Le 19 février 2014, la rencontre de François Hollande et Angela Merkel devait faire avancer le dossier relatif à la taxe sur les transactions financières (TTF). Dossier qui traîne depuis maintenant quatre petites années. Les attentes de l'opinion publique et des associations altermondialistes étaient grandes. « Ce projet, sous la forme d'une coopération renforcée entre 11 États membres de l'Union européenne, représenterait une avancée importante pour réduire la spéculation financière et dégager des ressources publiques non négligeables », déclarait ATTAC France, dans un communiqué diffusé deux jours avant le sommet franco-allemand. À moins qu'il nuise à l'épargne des Français et freine l'économie réelle ? Explications.

Qu'est-ce que la taxe sur les transactions financières ?

De quoi s'agit-il exactement ? Une explication ne serait pas de trop pour les néophytes de la finance. En voici le détail en quelques mots. Suggérée par le prix Nobel d'économie James Tobin en 1972, elle a été mise en place en France le 1er août 2012. Elle porte sur les achats d'actions d'entreprises dont le siège social est en France et dont la capitalisation boursière est supérieure à un milliard d'euros. Taux du prélèvement : 0,2 %.

Toute la question est de savoir maintenant comment son application se traduirait à l'échelle de l'Union européenne.
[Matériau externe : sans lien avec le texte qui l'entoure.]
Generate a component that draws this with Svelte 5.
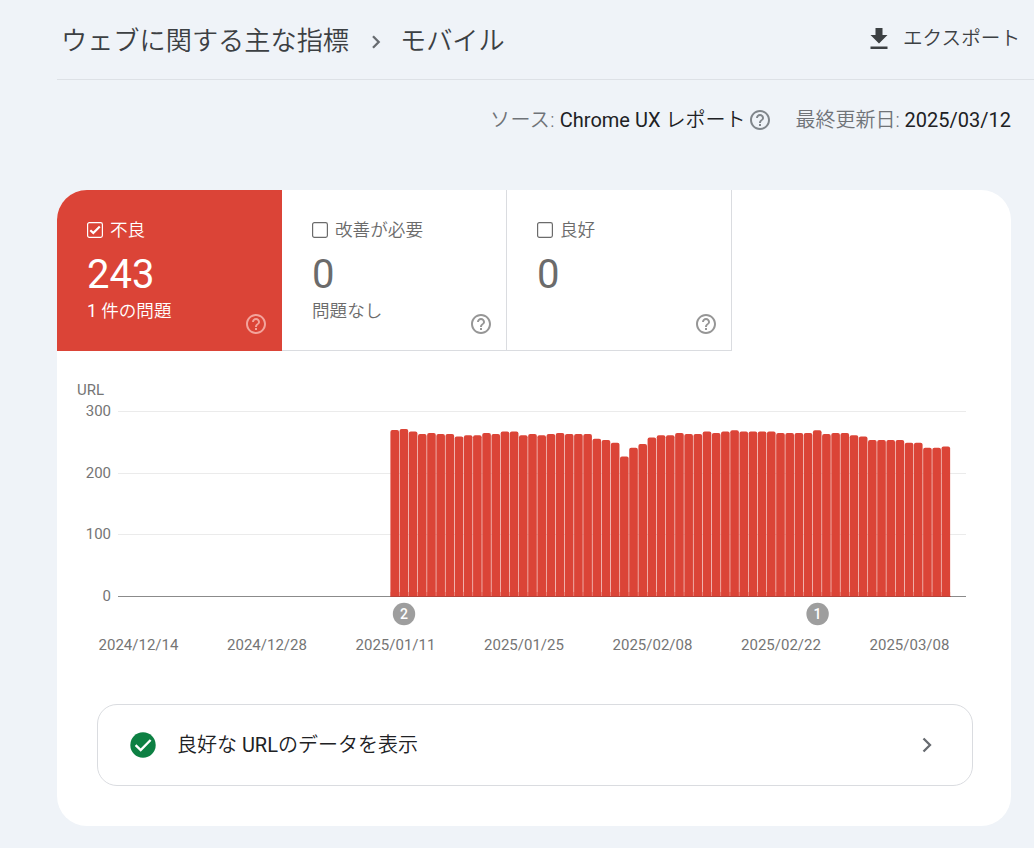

Le projet est déjà dans les tuyaux depuis 2010. Il s'agirait de taxer les transactions financières dans l'Union européenne à un taux minimal de 0,1 % pour les transactions portant sur les actions et les obligations, et de 0,01 % pour celles relatives aux produits dérivés. Une taxe indolore qui ne mérite pas qu'on y accorde trop d'attention se dira-t-on au premier abord. Bien à tort.

Ce système de taxe commun concernerait 11 États membres (Allemagne, Autriche, Belgique, Espagne, Estonie, France, Grèce, Italie, Portugal, Slovaquie et Slovénie), 6 autres pays ayant clairement exprimé leur désaccord. Il est entendu que si cette taxe est instaurée — son application est prévue au milieu de l'année 2014 —, elle remplacerait la taxe française actuellement en vigueur.

Quels en sont les effets attendus ?

Les motifs qui prévalent à sa mise en place sont tout à fait nobles. Cette dîme intervient après la crise financière de 2008 et la remise en cause de la folie spéculative de traders, accusés de conserver les yeux rivés sur leurs valeurs virtuelles, sans considération aucune pour l'économie réelle. Elle a également pour ambition d'alimenter les budgets dédiés à l'aide au développement ou encore à la lutte contre le réchauffement climatique.

« La solidarité, ce sont aussi des instruments financiers, à travers de nouvelles ressources, à travers la taxe sur les transactions financières, à travers tout ce qui peut permettre d'imaginer l'avenir ensemble », déclarait à ce propos François Hollande le 5 février 2013 devant le Parlement européen à Strasbourg. Concrètement, c'est 31 milliards d'euros que la commission européenne espère récolter grâce à la mise en place de cet impôt.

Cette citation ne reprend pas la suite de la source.